World War II Battle of the Bulge POW

Clinton, MA

My uncle, Arthur J. Mayou, who served with the 106th Division, was captured on December 18th during the Battle of the Bulge. At the time the Germans were shooting to death every 10th man. While being marched along, the Germans shot my uncle. He played dead until the other prisoners and the Germans had moved on, and then he crawled away.
However, he was captured again by older German troops who fixed his wounds. My uncle and other POWs were then put into a pen and left there. Sometime later, the Nazis (Gestapo Forces, mostly young Germans) came and took the prisoners. They marched them into an open field where they started to machine-gun the American POWs. As luck would have it, my uncle ended up at the bottom of a pile of dying American soldiers. When it was safe to do so, my uncle crawled away again.
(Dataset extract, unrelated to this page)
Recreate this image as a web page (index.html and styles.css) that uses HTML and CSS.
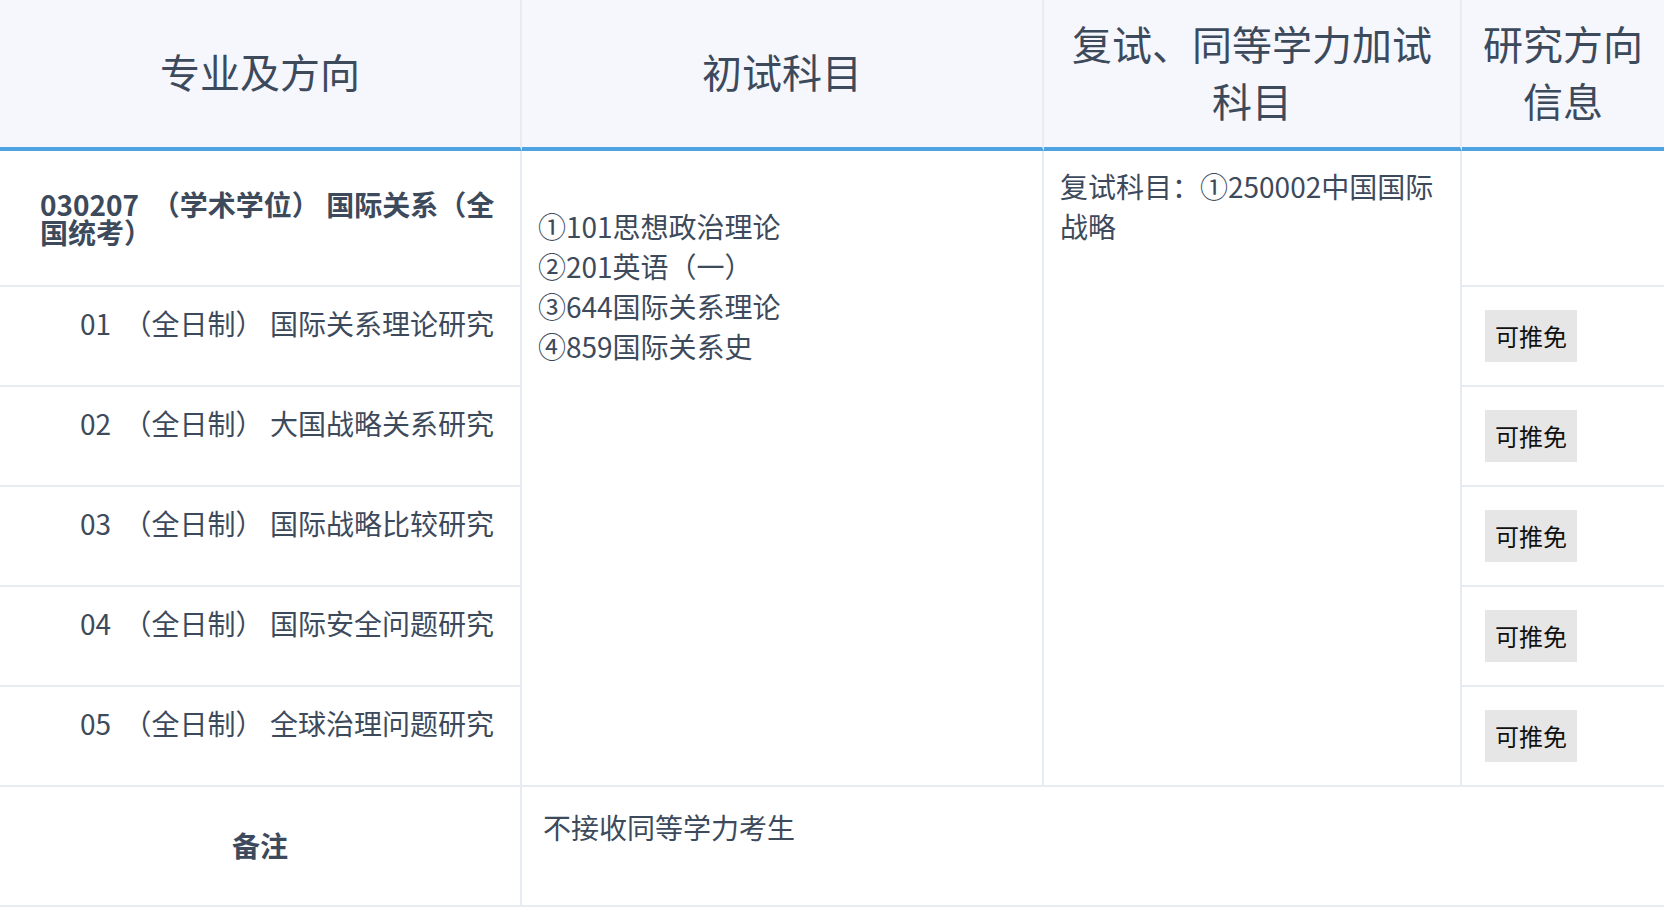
FILE: index.html
```html
<!DOCTYPE html>
<html lang="zh-CN">
<head>
<meta charset="utf-8">
<title>专业目录</title>
<link rel="stylesheet" href="styles.css">
</head>
<body>
<div class="plan">
  <div class="cell head">专业及方向</div>
  <div class="cell head">初试科目</div>
  <div class="cell head">复试、同等学力加试科目</div>
  <div class="cell head last">研究方向信息</div>

  <div class="cell major">030207&nbsp; （学术学位） 国际关系（全国统考）</div>
  <div class="cell exam span-rows">①101思想政治理论<br>②201英语（一）<br>③644国际关系理论<br>④859国际关系史</div>
  <div class="cell retest span-rows">复试科目：①250002中国国际战略</div>
  <div class="cell last"></div>

  <div class="cell dir">01&nbsp; （全日制） 国际关系理论研究</div>
  <div class="cell last tag-cell"><span class="tag">可推免</span></div>

  <div class="cell dir">02&nbsp; （全日制） 大国战略关系研究</div>
  <div class="cell last tag-cell"><span class="tag">可推免</span></div>

  <div class="cell dir">03&nbsp; （全日制） 国际战略比较研究</div>
  <div class="cell last tag-cell"><span class="tag">可推免</span></div>

  <div class="cell dir">04&nbsp; （全日制） 国际安全问题研究</div>
  <div class="cell last tag-cell"><span class="tag">可推免</span></div>

  <div class="cell dir">05&nbsp; （全日制） 全球治理问题研究</div>
  <div class="cell last tag-cell"><span class="tag">可推免</span></div>

  <div class="cell note-label">备注</div>
  <div class="cell note span-cols last">不接收同等学力考生</div>
</div>
</body>
</html>
```

FILE: styles.css
```css
* {
  box-sizing: border-box;
}

body {
  margin: 0;
  background: #ffffff;
  font-family: "Noto Sans CJK SC", "Noto Sans", sans-serif;
  color: #3d4a5c;
}

.plan {
  display: grid;
  grid-template-columns: 522px 522px 418px 202px;
  grid-template-rows: 151px 136px repeat(5, 100px) 120px;
}

.cell {
  border-right: 2px solid #e6ecf2;
  border-bottom: 2px solid #e6ecf2;
  padding: 16px;
  font-size: 28px;
  line-height: 40px;
}

.cell.last {
  border-right: 0;
}

.span-rows {
  grid-row: span 6;
}

.span-cols {
  grid-column: span 3;
}

.head {
  background: #f5f7fc;
  border-bottom: 4px solid #4fa3e0;
  padding: 14px 16px 18px;
  font-size: 40px;
  line-height: 57px;
  display: flex;
  align-items: center;
  justify-content: center;
  text-align: center;
}

.major {
  font-weight: 700;
  line-height: 28px;
  display: flex;
  align-items: center;
  padding: 0 10px 0 40px;
}

.dir {
  padding: 16px 0 16px 80px;
  white-space: nowrap;
}

.exam {
  padding-top: 55px;
}

.retest {
  padding-top: 15px;
}

.tag-cell {
  display: flex;
  align-items: center;
  padding-left: 23px;
}

.tag {
  background: #e6e6e6;
  color: #111111;
  font-size: 24px;
  line-height: 34px;
  padding: 9px 10px;
}

.note-label {
  font-weight: 700;
  display: flex;
  align-items: center;
  justify-content: center;
  padding-bottom: 18px;
}

.note {
  padding: 20px 21px;
}
```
But once more he was captured by older German soldiers. This time they marched him from town to town. Along the route, the Germans used the prisoners to work around the burgermeister's home - better known as the mayor.
Years before my uncle was drafted, back in the early 1930s, he happened to be going with a German girl from the small central Massachusetts town of Clinton. In the summertime, two of the girl's cousins would come to Clinton from Germany. While my uncle dated one cousin, he had two of his buddies date the other two cousins.
Now as a POW, he was being moved from town to town. One day while working in the yard of a certain burgermeister's house, a German lady came to the door with a pitcher of water. She spoke to my uncle in perfect English. She wanted to know where in the United States he was from. He told her that he was from a small town called Clinton, Mass. The lady told my uncle that she knew that town! Strange, but true: it turned out this lady was one of the cousins he had fixed up with his friends so many years before. After that, she not only brought water but bread as well. She fed him as long as he was in that town and helped to keep him alive!
My uncle finally was taken to a stalag, where he remained until the end of the war in Europe. While in the stalag, he developed emphysema. He was released and finally came home to Clinton. My uncle lived until 1969.